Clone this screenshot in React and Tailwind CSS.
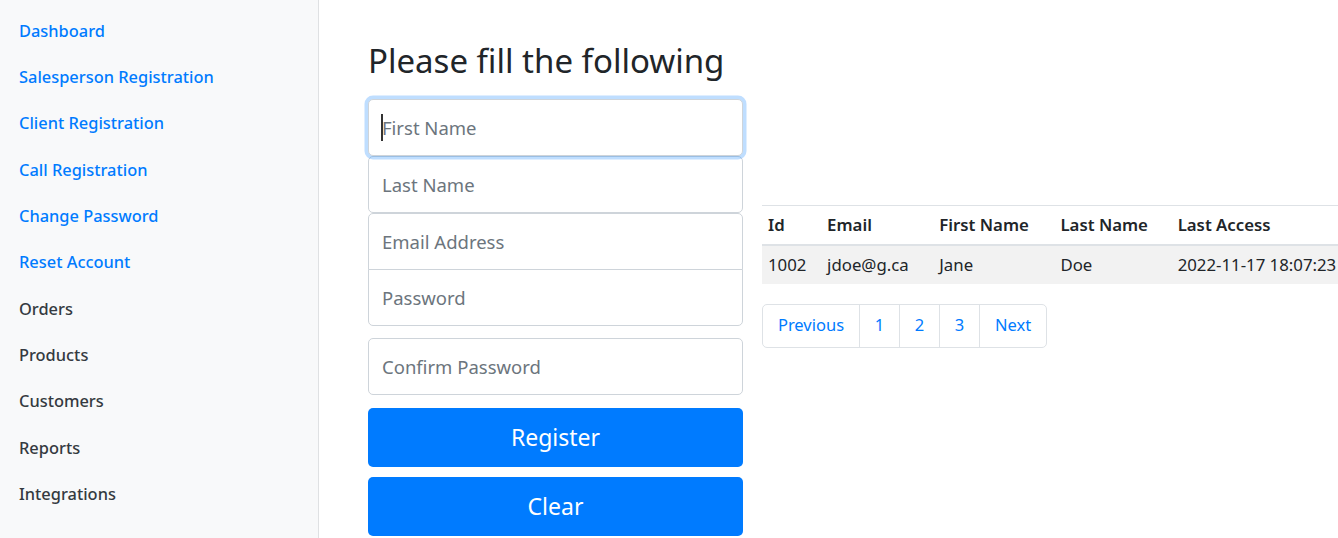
const NAV = [
  { label: 'Dashboard', active: true },
  { label: 'Salesperson Registration', active: true },
  { label: 'Client Registration', active: true },
  { label: 'Call Registration', active: true },
  { label: 'Change Password', active: true },
  { label: 'Reset Account', active: true },
  { label: 'Orders' },
  { label: 'Products' },
  { label: 'Customers' },
  { label: 'Reports' },
  { label: 'Integrations' },
]

const inputCls =
  'w-full h-[57px] px-[13px] text-[18.5px] text-[#495057] bg-white border border-[#ced4da] outline-none placeholder:text-[#6c757d]'

function Sidebar() {
  return (
    <nav className="w-[319px] shrink-0 bg-[#f8f9fa] border-r border-[#dfe1e3] pt-[8px] min-h-[538px]">
      {NAV.map(n => (
        <a
          key={n.label}
          href="#"
          className={`h-[46.3px] flex items-center px-[19px] text-[16.4px] font-medium ${n.active ? 'text-[#007bff]' : 'text-[#343a40]'}`}
        >
          {n.label}
        </a>
      ))}
    </nav>
  )
}

function RegisterForm() {
  return (
    <div className="w-[375px] shrink-0">
      <h1 className="text-[33px] leading-[43px] text-[#212529] mt-[39px] mb-[17px] whitespace-nowrap">Please fill the following</h1>
      <div className="relative">
        <input
          placeholder="First Name"
          className={`${inputCls} rounded-[5px] border-[#80bdff] shadow-[0_0_0_3.5px_rgba(0,123,255,0.25)] relative z-10`}
        />
        <span className="absolute left-[13px] top-[15px] w-[2px] h-[27px] bg-[#333] z-20" />
      </div>
      <input placeholder="Last Name" className={`${inputCls} rounded-[5px] h-[56px]`} />
      <input placeholder="Email Address" className={`${inputCls} rounded-t-[5px]`} />
      <input placeholder="Password" className={`${inputCls} rounded-b-[5px] -mt-[1px]`} />
      <input placeholder="Confirm Password" className={`${inputCls} rounded-[5px] mt-[12px]`} />
      <button className="w-full h-[59px] mt-[13px] rounded-[5px] bg-[#007bff] text-white text-[23px]">Register</button>
      <button className="w-full h-[59px] mt-[10px] rounded-[5px] bg-[#007bff] text-white text-[23px]">Clear</button>
    </div>
  )
}

const COLS = [
  { h: 'Id', w: 'w-[59px]' },
  { h: 'Email', w: 'w-[112px]' },
  { h: 'First Name', w: 'w-[121px]' },
  { h: 'Last Name', w: 'w-[117px]' },
  { h: 'Last Access', w: 'w-[190px]' },
]
const ROW = ['1002', 'jdoe@g.ca', 'Jane', 'Doe', '2022-11-17 18:07:23']

function UserTable() {
  return (
    <div className="pt-[205px] ml-[19px] min-w-0 flex-1">
      <table className="w-[600px] table-fixed border-collapse text-[16.8px] text-[#212529]">
        <thead>
          <tr className="border-t border-[#dee2e6] border-b-2">
            {COLS.map(c => (
              <th key={c.h} className={`${c.w} h-[39px] px-[6px] text-left font-semibold whitespace-nowrap`}>{c.h}</th>
            ))}
          </tr>
        </thead>
        <tbody>
          <tr className="bg-[#f2f2f2]">
            {ROW.map((v, i) => (
              <td key={i} className="h-[39px] px-[6px] whitespace-nowrap">{v}</td>
            ))}
          </tr>
        </tbody>
      </table>
      <div className="mt-[20px] flex w-fit border border-[#dee2e6] rounded-[5px] text-[16.5px] text-[#007bff] h-[44px]">
        <span className="w-[96px] flex items-center justify-center">Previous</span>
        <span className="w-[40px] flex items-center justify-center border-l border-[#dee2e6]">1</span>
        <span className="w-[40px] flex items-center justify-center border-l border-[#dee2e6]">2</span>
        <span className="w-[40px] flex items-center justify-center border-l border-[#dee2e6]">3</span>
        <span className="w-[67px] flex items-center justify-center border-l border-[#dee2e6]">Next</span>
      </div>
    </div>
  )
}

export default function App() {
  return (
    <div className="flex w-[1338px] h-[538px] overflow-hidden bg-white font-['Segoe_UI','Noto_Sans',sans-serif]">
      <Sidebar />
      <main className="flex pl-[49px] flex-1 min-w-0">
        <RegisterForm />
        <UserTable />
      </main>
    </div>
  )
}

------------

→ What you need to do: Make an exact copy of the listing above. Do not include the pictures.

→ Written solution:
Clone this screenshot in React and Tailwind CSS.
const NAV = [
  { label: 'Dashboard', active: true },
  { label: 'Salesperson Registration', active: true },
  { label: 'Client Registration', active: true },
  { label: 'Call Registration', active: true },
  { label: 'Change Password', active: true },
  { label: 'Reset Account', active: true },
  { label: 'Orders' },
  { label: 'Products' },
  { label: 'Customers' },
  { label: 'Reports' },
  { label: 'Integrations' },
]

const inputCls =
  'w-full h-[57px] px-[13px] text-[18.5px] text-[#495057] bg-white border border-[#ced4da] outline-none placeholder:text-[#6c757d]'

function Sidebar() {
  return (
    <nav className="w-[319px] shrink-0 bg-[#f8f9fa] border-r border-[#dfe1e3] pt-[8px] min-h-[538px]">
      {NAV.map(n => (
        <a
          key={n.label}
          href="#"
          className={`h-[46.3px] flex items-center px-[19px] text-[16.4px] font-medium ${n.active ? 'text-[#007bff]' : 'text-[#343a40]'}`}
        >
          {n.label}
        </a>
      ))}
    </nav>
  )
}

function RegisterForm() {
  return (
    <div className="w-[375px] shrink-0">
      <h1 className="text-[33px] leading-[43px] text-[#212529] mt-[39px] mb-[17px] whitespace-nowrap">Please fill the following</h1>
      <div className="relative">
        <input
          placeholder="First Name"
          className={`${inputCls} rounded-[5px] border-[#80bdff] shadow-[0_0_0_3.5px_rgba(0,123,255,0.25)] relative z-10`}
        />
        <span className="absolute left-[13px] top-[15px] w-[2px] h-[27px] bg-[#333] z-20" />
      </div>
      <input placeholder="Last Name" className={`${inputCls} rounded-[5px] h-[56px]`} />
      <input placeholder="Email Address" className={`${inputCls} rounded-t-[5px]`} />
      <input placeholder="Password" className={`${inputCls} rounded-b-[5px] -mt-[1px]`} />
      <input placeholder="Confirm Password" className={`${inputCls} rounded-[5px] mt-[12px]`} />
      <button className="w-full h-[59px] mt-[13px] rounded-[5px] bg-[#007bff] text-white text-[23px]">Register</button>
      <button className="w-full h-[59px] mt-[10px] rounded-[5px] bg-[#007bff] text-white text-[23px]">Clear</button>
    </div>
  )
}

const COLS = [
  { h: 'Id', w: 'w-[59px]' },
  { h: 'Email', w: 'w-[112px]' },
  { h: 'First Name', w: 'w-[121px]' },
  { h: 'Last Name', w: 'w-[117px]' },
  { h: 'Last Access', w: 'w-[190px]' },
]
const ROW = ['1002', 'jdoe@g.ca', 'Jane', 'Doe', '2022-11-17 18:07:23']

function UserTable() {
  return (
    <div className="pt-[205px] ml-[19px] min-w-0 flex-1">
      <table className="w-[600px] table-fixed border-collapse text-[16.8px] text-[#212529]">
        <thead>
          <tr className="border-t border-[#dee2e6] border-b-2">
            {COLS.map(c => (
              <th key={c.h} className={`${c.w} h-[39px] px-[6px] text-left font-semibold whitespace-nowrap`}>{c.h}</th>
            ))}
          </tr>
        </thead>
        <tbody>
          <tr className="bg-[#f2f2f2]">
            {ROW.map((v, i) => (
              <td key={i} className="h-[39px] px-[6px] whitespace-nowrap">{v}</td>
            ))}
          </tr>
        </tbody>
      </table>
      <div className="mt-[20px] flex w-fit border border-[#dee2e6] rounded-[5px] text-[16.5px] text-[#007bff] h-[44px]">
        <span className="w-[96px] flex items-center justify-center">Previous</span>
        <span className="w-[40px] flex items-center justify-center border-l border-[#dee2e6]">1</span>
        <span className="w-[40px] flex items-center justify-center border-l border-[#dee2e6]">2</span>
        <span className="w-[40px] flex items-center justify-center border-l border-[#dee2e6]">3</span>
        <span className="w-[67px] flex items-center justify-center border-l border-[#dee2e6]">Next</span>
      </div>
    </div>
  )
}

export default function App() {
  return (
    <div className="flex w-[1338px] h-[538px] overflow-hidden bg-white font-['Segoe_UI','Noto_Sans',sans-serif]">
      <Sidebar />
      <main className="flex pl-[49px] flex-1 min-w-0">
        <RegisterForm />
        <UserTable />
      </main>
    </div>
  )
}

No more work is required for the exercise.